Making It Real Next Monday
Knowing how to set professional development goals using implementation intentions is straightforward. Actually doing it requires exactly one thing: starting before you feel ready.
Pick one development area. Not three. Not the five your company’s template asks for. One.
Define the behavior — not the outcome. Make it specific enough that a stranger could watch you and confirm whether you did it or not.
Anchor it to something you already do every day. The more reliable the anchor, the faster the habit forms.
Shrink it until it feels almost too easy. If your first reaction is “that’s too small to matter,” you’ve probably got it right. The behavior will naturally expand once the habit takes hold. But it can’t expand if it never starts.
Then protect it for 66 days. Put it on your calendar. Tell someone. Track it with a checkmark. And when you miss a day — because you will — do the minimum viable version the next day and keep going.
Professional development doesn’t happen in workshops, offsites, or annual planning sessions. It happens on Tuesday at 2pm when you do the small thing you said you’d do, even though nobody’s watching and nobody would notice if you didn’t.
That’s where development actually lives. Not in the goal. In the practice.
FAQ
How many professional development goals should I set at once?
One. Seriously. Research on behavior change is unambiguous: trying to build multiple new habits simultaneously reduces the success rate of each one.
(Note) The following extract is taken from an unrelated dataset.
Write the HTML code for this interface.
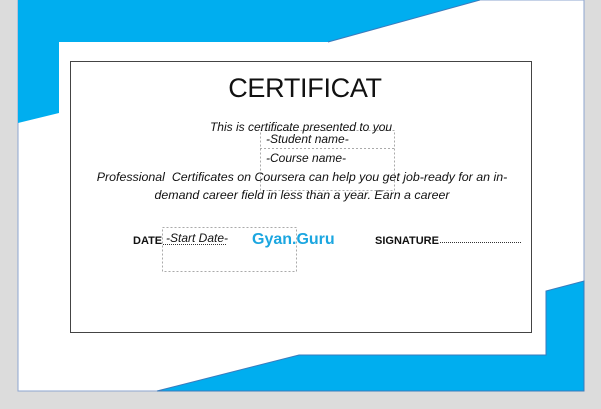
<!DOCTYPE html>
<html><head><style>
body{margin:0;width:601px;height:409px;background:#dcdcdc;position:relative;overflow:hidden;font-family:"Liberation Sans",sans-serif}
.t{position:absolute;white-space:nowrap;color:#111}
.i{font-style:italic;font-size:12px}
</style></head><body>
<svg width="601" height="409" style="position:absolute;left:0;top:0">
<rect x="18" y="0" width="566" height="391" fill="#fff" stroke="#8ea6cf" stroke-width="1"/>
<polygon points="18,0 480,0 328,42 59,42 59,113 18,123" fill="#00aeef"/>
<line x1="480" y1="0" x2="328" y2="42" stroke="#3a7bbd" stroke-width="1"/>
<polygon points="157,391 299,355 546,355 546,291 584,281 584,391" fill="#00aeef" stroke="#3a7bbd" stroke-width="1"/>
<rect x="70.5" y="61.5" width="461" height="271" fill="#fff" stroke="#444" stroke-width="1"/>
<rect x="260.5" y="130.5" width="134" height="60" fill="none" stroke="#aaa" stroke-dasharray="2,2"/>
<line x1="260" y1="148.5" x2="394" y2="148.5" stroke="#aaa" stroke-dasharray="2,2"/>
<rect x="162.5" y="227.5" width="134" height="44" fill="none" stroke="#aaa" stroke-dasharray="2,2"/>
<line x1="440" y1="242.5" x2="521" y2="242.5" stroke="#333" stroke-dasharray="1,1"/>
<line x1="163" y1="244.5" x2="226" y2="244.5" stroke="#333" stroke-dasharray="1,1"/>
</svg>
<div class="t" style="left:0;width:610px;text-align:center;top:73px;font-size:27px;letter-spacing:-0.3px">CERTIFICAT</div>
<div class="t i" style="left:0;width:602px;text-align:center;top:120px">This is certificate presented to you</div>
<div class="t i" style="left:266px;top:132px">-Student name-</div>
<div class="t i" style="left:266px;top:151px">-Course name-</div>
<div class="t i" style="left:0;width:604px;text-align:center;top:170px;font-size:12.4px">Professional&nbsp; Certificates on Coursera can help you get job-ready for an in-</div>
<div class="t i" style="left:0;width:604px;text-align:center;top:188px;font-size:12.4px">demand career field in less than a year. Earn a career</div>
<div class="t" style="left:133px;top:235px;font-size:11px;font-weight:bold">DATE</div>
<div class="t i" style="left:166px;top:231px">-Start Date-</div>
<div class="t" style="left:252px;top:231px;font-size:16px;font-weight:bold;color:#1ba6e0">Gyan.Guru</div>
<div class="t" style="left:375px;top:235px;font-size:11px;font-weight:bold">SIGNATURE</div>
</body></html>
Pick the development area with the highest leverage — the one behavior that, if practiced consistently, would create the most meaningful change in your effectiveness. Once that habit is automatic (typically 8-10 weeks), add a second one. Serial habit building dramatically outperforms parallel attempts.
What’s the difference between professional development goals and performance goals?
Performance goals measure outcomes — revenue generated, projects completed, scores improved. Professional development goals measure capability growth — new skills acquired, behaviors adopted, competencies expanded. The distinction matters because you can hit a performance goal through brute effort without actually developing, and you can genuinely develop without immediately moving the numbers. Ideally, your development goals feed your performance goals, but they aren’t the same thing. Set them separately and track them differently.
How do I set development goals when I don’t know what to work on?
Start with friction, not aspiration. Instead of asking “What do I want to be better at?” ask “What’s the thing I keep avoiding, struggling with, or getting critical feedback about?” Those friction points are where development is most needed and most impactful. You can also look at the gap between your current role and your next desired role, and identify the one behavioral difference that matters most. People who already have the role you want — what do they do daily that you don’t?
Should my manager be involved in setting my development goals?
Your manager should know about your development goals, but you should own the process. Share the outcome goal and the behavioral plan, and ask for specific observational feedback: “I’m working on giving more direct feedback in meetings. Over the next month, can you notice whether I’m doing it and tell me what you see?” This gives your manager a concrete role — observer, not director — and creates a feedback loop without turning your development into another managed process.